Scripture tells us that she was beautiful and young. It’s suggested that she was a virgin, as well. All of that being said, it’s no wonder that Adonijah would have desired her, but there was a more sinister underlying reason for Adonijah’s request. This young woman would have been a servant to King David. That last verse tells us that there was no physical intimacy between her and King David; however, Abishag would have been considered part of King David’s harem. “When the King died, like the remainder of David’s harem, she probably stayed within the palace household. Adonijah’s request compromised Solomon’s kingship. Taking possession of a deceased king’s harem would have signaled Adonijah’s right to the throne.”[i]
Also to consider is the fact that Adonijah’s brother, Absalom, prior to his death, had rebelled against their father, King David, and in an act of defiance and in an attempt to overthrow his father, slept with many of his father’s concubines in a public manner. This is history trying to repeat itself with different players.

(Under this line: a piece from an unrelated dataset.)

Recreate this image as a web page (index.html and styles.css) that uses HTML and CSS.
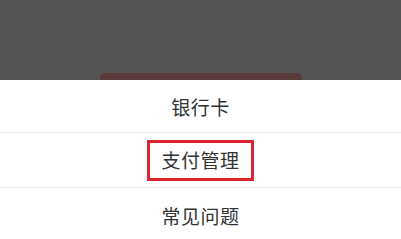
FILE: index.html
```html
<!DOCTYPE html>
<html lang="zh">
<head>
<meta charset="utf-8">
<link rel="stylesheet" href="styles.css">
</head>
<body>
<div class="overlay">
  <div class="peek"></div>
</div>
<div class="sheet">
  <div class="row">银行卡</div>
  <div class="row"><span class="hl">支付管理</span></div>
  <div class="row">常见问题</div>
</div>
</body>
</html>
```
FILE: styles.css
```css
html, body {
  margin: 0;
  padding: 0;
  width: 401px;
  height: 239px;
  overflow: hidden;
  background: #fff;
  font-family: "Noto Sans CJK SC", "Noto Sans", sans-serif;
}
.overlay {
  height: 80px;
  background: #545454;
  display: flex;
  align-items: flex-end;
  justify-content: center;
}
.peek {
  width: 202px;
  height: 7px;
  margin-left: 1px;
  background: #5a3a38;
  border-radius: 5px 5px 0 0;
}
.sheet {
  display: flex;
  flex-direction: column;
}
.row {
  height: 52px;
  display: flex;
  align-items: center;
  justify-content: center;
  font-size: 19px;
  color: #333;
  border-bottom: 1px solid #eeeeee;
  letter-spacing: 0.5px;
}
.row + .row {
  height: 54px;
}
.hl {
  display: inline-block;
  box-sizing: border-box;
  width: 107px;
  height: 41px;
  border: 3px solid #d9262c;
  text-align: center;
  line-height: 34px;
}
```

When Bathsheba approaches her son, King Solomon with Adonijah’s request for Abishag as a wife, she does so with the same approach as Adonijah did with her. 1 Kings 2:20 ICB “Bathsheba said to him, “I have one small thing to ask you. Please do not refuse me.” The king answered, “Ask, mother. I will not refuse you.”
Unfortunately for Adonijah, King Solomon not only refuses the request but has him executed for making the request in the first place. What choice did he have? Adonijah’s quest for the throne most likely would have never ended.
Joab, you may recall, had been identified by King David as one who needed to be punished. As news of King Solomon’s judgment on Adonijah and others reaches the streets, Joab, fearing for his life, rushes to grab hold of the horns on the altar for safety. It had worked for Adonijah, right? King Solomon sends for him, but Joab refuses to let go. Having no choice, King Solomon gives the order, and Joab is killed right there at the altar.
He must then deal with Shimei per his father’s instructions. Instead of ordering an execution, King Solomon shows mercy and tells Shimei to build a house in Jerusalem and remain within the city limits. He warns him that if he leaves the city, he will be killed. Shimei is placed on house arrest if you will. Shimei does what was promised for a few years until that is, some of his slaves run away. Shimei leaves Jerusalem to track them down and once King Solomon hears of this, Shimei’s death is ordered.
This puts us in chapter 3 of 1 Kings where we will pick up next week as God appears to Solomon in a dream and poses a very interesting question.
Just to get our bearings straight, I do want to give you the timeframe at which we are studying.
1 Kings starts off at about 970 BC and ends at around 853 BC.
During our time in 1 & 2 Kings, we’ll become reacquainted with Elijah & Elisha.
We’ll read along as Solomon builds the temple that was eventually destroyed and then later rebuilt under the leadership of Zerubbabel, Ezra and Nehemiah that we previously studied.
We’ll be reminded that Solomon was the last king of Israel before the split takes place.
The Israelites wished for a king and God gave them what they wished for. If only they had trusted in God as their King!